A Different View from Camp Security Area Site
View of the Schultz House from top of field
I recently attended the Springettsbury Township officially announcing that the township has acquired the former Rowe farm. This acquisition preserved 115 undeveloped acres, the largest intact part of the 280 original tract of David Brubaker’s land on which Camp Security stood. Camp Security is the only Revolutionary War prisoner-of-war camp that has not totally fallen to development.
Springettsbury Township will keep the land as parkland, combining it with the present 11-acre Camp Security Park just to the north. According to a York Daily Record news story, the land is already accessible. The township asks that visitors park at the existing Camp Security Park parking lot at Eastern Blvd. and Locust Grove Rd.
It was a thrill today to finally be able to walk by the edge of the field, up the hill, through a small wooded area and into the field higher up the hill. You can get a sense of what was meant by those that recorded that part of the camp was on “a benchlike plateau.”
If you go, please be careful not to step on the growing corn–the property is leased to a farmer for a few more years. We don’t want him to have to file for corn damages, as did David Brubaker, the Lancaster County owner of the property during the 1780s. (See below for more on Brubaker and more photos.)
Also be very careful not to trespass on the adjoining farm–heed the no trespassing signs. If you walk (south) up the hill, stay to the left (east) of the treeline, and, again, don’t step on the corn.
Brubaker filed a claim on December 1781 with the Pennsylvania Provincial Council in December 1781, complaining 30 acres had been cleared of trees for material, his tenant’s Indian corn trampled and fence rails destroyed. He wanted those in charge of the camp to stop cutting trees, saying that 100 acres of the property had already been cleared before the camp had been established.

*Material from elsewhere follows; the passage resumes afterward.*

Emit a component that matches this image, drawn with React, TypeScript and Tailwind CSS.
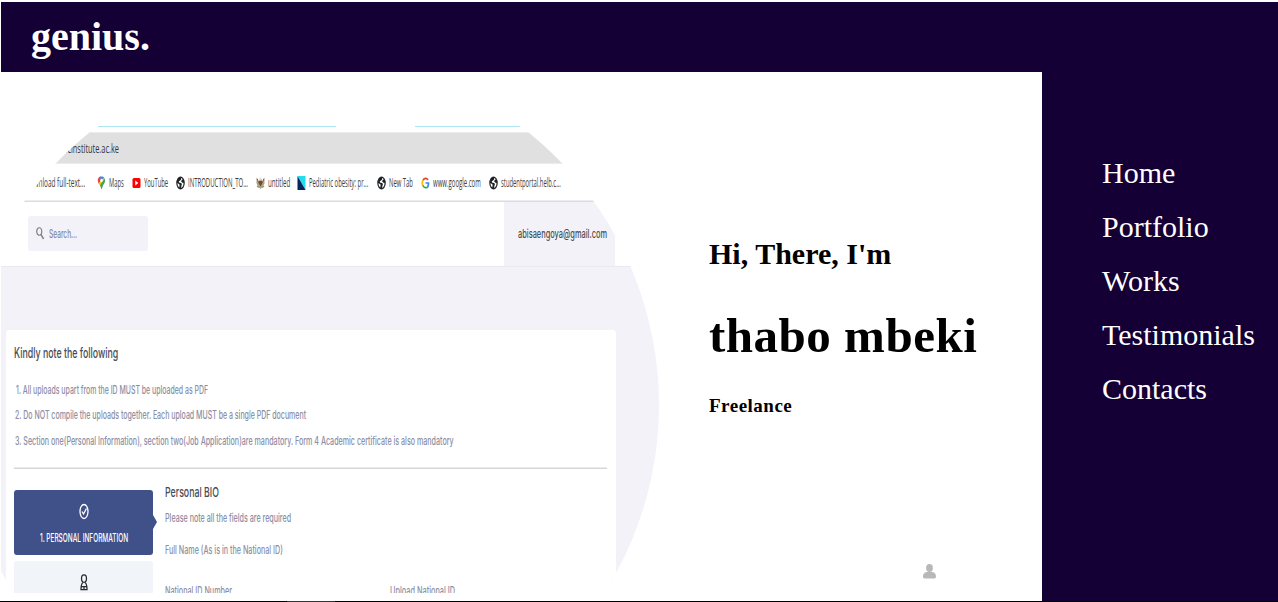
import { useLayoutEffect, useRef, useState } from 'react';
import type { ReactNode } from 'react';

/** A single line of text, compressed horizontally to a fixed width. */
function Narrow({ w, className = '', children }: { w: number; className?: string; children: ReactNode }) {
  const ref = useRef<HTMLSpanElement>(null);
  const [scale, setScale] = useState(0.65);
  useLayoutEffect(() => {
    if (ref.current) setScale(w / ref.current.offsetWidth);
  }, [w]);
  return (
    <span className={'block shrink-0 whitespace-nowrap ' + className} style={{ width: w }}>
      <span ref={ref} className="inline-block origin-left" style={{ transform: `scaleX(${scale})` }}>
        {children}
      </span>
    </span>
  );
}

const iconClass = 'h-[14px] w-[9px] shrink-0';

function MapsIcon() {
  return (
    <svg className={iconClass} viewBox="0 0 18 28" preserveAspectRatio="none">
      <path d="M2 6c1-3 3-5 5-5l2 8-5 7C2 13 1 9 2 6z" fill="#ea4335" />
      <path d="M5 2c4-2 9-1 10 3L9 10z" fill="#4285f4" />
      <path d="M3 14 13 4l2 1-8 16z" fill="#fbbc04" />
      <path d="M15 5c3 6-1 10-3 14-1 3-2 6-3 8-1-2-1-5-3-8z" fill="#34a853" />
      <ellipse cx="9" cy="9" rx="2.5" ry="3.4" fill="#fff" />
    </svg>
  );
}

function YouTubeIcon() {
  return (
    <svg className={iconClass} viewBox="0 0 18 28" preserveAspectRatio="none">
      <rect x="1" y="4" width="16" height="20" rx="3" fill="#f00" />
      <path d="M6.500 9v10l6-5z" fill="#fff" />
    </svg>
  );
}

function GlobeIcon() {
  return (
    <svg className={iconClass} viewBox="0 0 18 28" preserveAspectRatio="none">
      <ellipse cx="9" cy="14" rx="8.500" ry="13" fill="#202124" />
      <path d="M10 4c1 2 0 4-2 5-2 1-3 2-2 4l4 1c2 1 2 3 1 5l-1 5c4-2 5-6 5-10l-3-1-2-3 3-3c0-1-1-3-3-3z" fill="#fff" />
      <path d="M3 14l4 3c1 2-1 3 0 6-3-1-4-5-4-9z" fill="#fff" />
    </svg>
  );
}

function EagleIcon() {
  return (
    <svg className={iconClass} viewBox="0 0 18 28" preserveAspectRatio="none">
      <path d="M1 4l4 8 3-6h3l2 6 4-8v11l-3 6-5 5-5-5-3-6z" fill="#b5a27f" />
      <path d="M2 5l4 10M16 5l-4 10" stroke="#75604a" strokeWidth="2" />
      <path d="M6 10h6v6l-3 5-3-5z" fill="#6d4b3e" />
      <path d="M2 20l4 3M16 20l-4 3" stroke="#8a957c" strokeWidth="2.500" />
      <ellipse cx="9" cy="5" rx="2" ry="3" fill="#e8e3d5" />
    </svg>
  );
}

function JournalIcon() {
  return (
    <svg className={iconClass} viewBox="0 0 18 28" preserveAspectRatio="none">
      <path d="M1 0h16v28z" fill="#25dcec" />
      <path d="M1 0v28h16z" fill="#03265c" />
    </svg>
  );
}

function GoogleIcon() {
  return (
    <svg className={iconClass} viewBox="0 0 18 28" preserveAspectRatio="none" fill="none" strokeWidth="3.400">
      <path d="M14 8C11 3 6 4 4 9" stroke="#ea4335" />
      <path d="M4 8c-2 4-2 8 0 12" stroke="#fbbc04" />
      <path d="M4 19c2 5 7 6 10 2" stroke="#34a853" />
      <path d="M9 14h6c0 3 0 6-2 8" stroke="#4285f4" />
    </svg>
  );
}

const bookmarks = [
  { icon: <MapsIcon />, label: 'Maps', w: 15, gap: 'ml-[12px]' },
  { icon: <YouTubeIcon />, label: 'YouTube', w: 24, gap: 'ml-[8px]' },
  { icon: <GlobeIcon />, label: 'INTRODUCTION_TO...', w: 60, gap: 'ml-[8px]' },
  { icon: <EagleIcon />, label: 'untitled', w: 22, gap: 'ml-[8px]' },
  { icon: <JournalIcon />, label: 'Pediatric obesity: pr...', w: 59, gap: 'ml-[7px]' },
  { icon: <GlobeIcon />, label: 'New Tab', w: 24, gap: 'ml-[9px]' },
  { icon: <GoogleIcon />, label: 'www.google.com', w: 48, gap: 'ml-[8px]' },
  { icon: <GlobeIcon />, label: 'studentportal.helb.c...', w: 60, gap: 'ml-[8px]' },
];

function Browser() {
  return (
    <>
      <div className="flex h-[6px] pl-[97px]">
        <div className="h-px w-[238px] bg-[#ace4f4]" />
        <div className="ml-[79px] h-px w-[105px] bg-[#ace4f4]" />
      </div>
      <div className="flex h-[32px] items-center border-y border-[#ebebeb] bg-[#e0e0e0] pt-[2px] pl-[60px] font-['Open_Sans',sans-serif] text-[12px] leading-[16px] font-medium text-[#35363a]">
        <Narrow w={58}>picinstitute.ac.ke</Narrow>
      </div>
      <div className="flex h-[36px] items-center pt-px pl-[24px] font-['Open_Sans',sans-serif] text-[12px] leading-[16px] font-medium text-[#3c4043]">
        <Narrow w={60}>Download full-text...</Narrow>
        {bookmarks.map((b) => (
          <div key={b.label} className={`flex shrink-0 items-center gap-[3px] ${b.gap}`}>
            {b.icon}
            <Narrow w={b.w}>{b.label}</Narrow>
          </div>
        ))}
      </div>
      <div className="h-[2px] border-b border-[#dadce0] bg-[#ededed]" />
    </>
  );
}

function SearchBar() {
  return (
    <div className="flex h-[64px] w-[614px] items-stretch justify-between bg-white font-['Inter',sans-serif]">
      <div className="ml-[27px] mt-[14px] flex h-[35px] w-[120px] items-center rounded-[3px] bg-[#f3f2f9] pl-[8px]">
        <svg className="h-[13px] w-[8px]" viewBox="0 0 16 26" preserveAspectRatio="none" fill="none" stroke="#7b7d87" strokeWidth="2.400">
          <ellipse cx="6.500" cy="9" rx="5" ry="7.500" />
          <path d="M10 15l5 9" strokeWidth="3" />
        </svg>
        <Narrow w={28} className="ml-[5px] text-[12px] leading-[16px] font-medium text-[#8a8c98]">Search...</Narrow>
      </div>
      <div className="flex w-[111px] items-center bg-[#f3f2f9] pl-[14px] text-[12px] leading-[16px] font-medium text-[#495057]">
        <Narrow w={89}>abisaengoya@gmail.com</Narrow>
      </div>
    </div>
  );
}

function Notice() {
  return (
    <div className="ml-[5px] h-[263px] w-[610px] rounded-t-[4px] bg-white px-[8px] font-['Inter',sans-serif] text-[11.5px] font-medium text-[#8c8ea3]">
      <Narrow w={104} className="pt-[14px] text-[14px] leading-[18px] text-[#454b54]">Kindly note the following</Narrow>
      <ol className="ml-[1px] mt-[16px] leading-[25.3px]">
        <li className="pl-[1px]"><Narrow w={192}>1. All uploads upart from the ID MUST be uploaded as PDF</Narrow></li>
        <li><Narrow w={291}>2. Do NOT compile the uploads together. Each upload MUST be a single PDF document</Narrow></li>
        <li><Narrow w={439}>3. Section one(Personal Information), section two(Job Application)are mandatory. Form 4 Academic certificate is also mandatory</Narrow></li>
      </ol>
      <div className="mt-[13px] h-[2px] w-[593px] border-b border-[#d6d6d6] bg-[#ececec]" />
      <div className="mt-[21px] flex">
        <div className="w-[139px]">
          <div className="relative flex h-[65px] flex-col items-center rounded-[3px] bg-[#405189] pt-[13px]">
            <svg className="h-[17px] w-[10px]" viewBox="0 0 20 34" preserveAspectRatio="none" fill="none" stroke="#fff" strokeWidth="2.600">
              <ellipse cx="10" cy="17" rx="8" ry="14" />
              <path d="M6 17l3 5 6-11" />
            </svg>
            <Narrow w={88} className="mt-[10px] text-[11.5px] leading-[16px] text-white">1. PERSONAL INFORMATION</Narrow>
            <svg className="absolute top-[25px] -right-[4px] h-[14px] w-[4px]" viewBox="0 0 4 14">
              <path d="M0 0l4 7-4 7z" fill="#405189" />
            </svg>
          </div>
          <div className="mt-[6px] flex h-[40px] justify-center rounded-t-[3px] bg-[#f1f5f9] pt-[13px]">
            <svg className="h-[17px] w-[8px]" viewBox="0 0 16 34" preserveAspectRatio="none" fill="none" stroke="#24292f" strokeWidth="2.500">
              <ellipse cx="8" cy="9" rx="5" ry="7.500" />
              <path d="M6 17c-3 2-4 6-4 14h12c0-8-1-12-4-14M2 25h12M8 25v6" />
            </svg>
          </div>
        </div>
        <div className="ml-[12px] leading-[16px]">
          <Narrow w={54} className="-mt-[7px] text-[13.5px] leading-[18px] text-[#454b54]">Personal BIO</Narrow>
          <Narrow w={126} className="mt-[9px]">Please note all the fields are required</Narrow>
          <Narrow w={118} className="mt-[16px]">Full Name (As is in the National ID)</Narrow>
          <div className="mt-[25px] flex">
            <Narrow w={67}>National ID Number</Narrow>
            <Narrow w={65} className="ml-[158px]">Upload National ID</Narrow>
          </div>
        </div>
      </div>
    </div>
  );
}

function Portrait() {
  return (
    <div className="h-[521px] w-[660px] shrink-0 overflow-hidden bg-white pt-[54px] [clip-path:circle(350px_at_308px_333px)]">
      <Browser />
      <SearchBar />
      <div className="h-[330px] border-t border-[#e9e9ef] bg-[#f3f2f9] pt-[63px]">
        <Notice />
      </div>
    </div>
  );
}

function Intro() {
  return (
    <div className="flex grow flex-col pl-[48px] font-bold text-black">
      <h2 className="mt-[165px] text-[30px] leading-[34px]">Hi, There, I'm</h2>
      <h1 className="mt-[38px] text-[49px] leading-[54px] tracking-[0.5px]">thabo mbeki</h1>
      <h3 className="mt-[32px] text-[19px] leading-[22px] tracking-[0.5px]">Freelance</h3>
      <svg className="mt-[147px] ml-[214px] h-[15px] w-[13px]" viewBox="0 0 13 15" fill="#b8b8b8">
        <ellipse cx="6.500" cy="4" rx="3.400" ry="4" />
        <path d="M0 12.500C0 9.500 2 8 4 8h5c2 0 4 1.500 4 4.500 0 1.500-1 2-2 2H2c-1 0-2-.5-2-2z" />
      </svg>
    </div>
  );
}

const links = ['Home', 'Portfolio', 'Works', 'Testimonials', 'Contacts'];

export default function App() {
  return (
    <div className="flex h-[602px] w-[1278px] flex-col overflow-hidden bg-white font-['Liberation_Serif',serif]">
      <div className="flex grow flex-col pt-[2px] pl-px">
        <header className="flex h-[70px] items-center bg-[#150035] pl-[30px]">
          <span className="text-[40px] leading-[46px] font-bold text-white">genius.</span>
        </header>
        <div className="flex h-[529px]">
          <main className="flex w-[1041px] shrink-0">
            <Portrait />
            <Intro />
          </main>
          <nav className="flex grow flex-col gap-[20px] bg-[#150035] pt-[84px] pl-[60px] text-[30px] leading-[34px] text-white">
            {links.map((l) => (
              <a key={l}>{l}</a>
            ))}
          </nav>
        </div>
      </div>
      <div className="flex h-px shrink-0 bg-black pl-[287px]">
        <div className="w-[48px] bg-[#333]" />
      </div>
    </div>
  );
}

Ten years later, in 1791, David Brubaker was still petitioning the Pennsylvania government “praying compensations for a quantity of timber, furnished for the purpose of building stockades, huts &c. for the use of the British prisoners, during the late war.” So far I have seen no evidence that Brubaker was compensated.
View of upper field
View of adjacent upper field
Click the links below for previous Camp Security/Schultz House posts.
Former Rowe farm to become part of Camp Security Park.
Preservation in sight.
Hope for Camp Security.
Camp Security called “Cuckoo’s Nest.”
Another clue to Camp Security.
More to be explored.
Dig results at the Schultz House, the original 1750s house on the property.
Documenting Camp Security
Prisoner numbers hard to pin down.
Endangered historical site.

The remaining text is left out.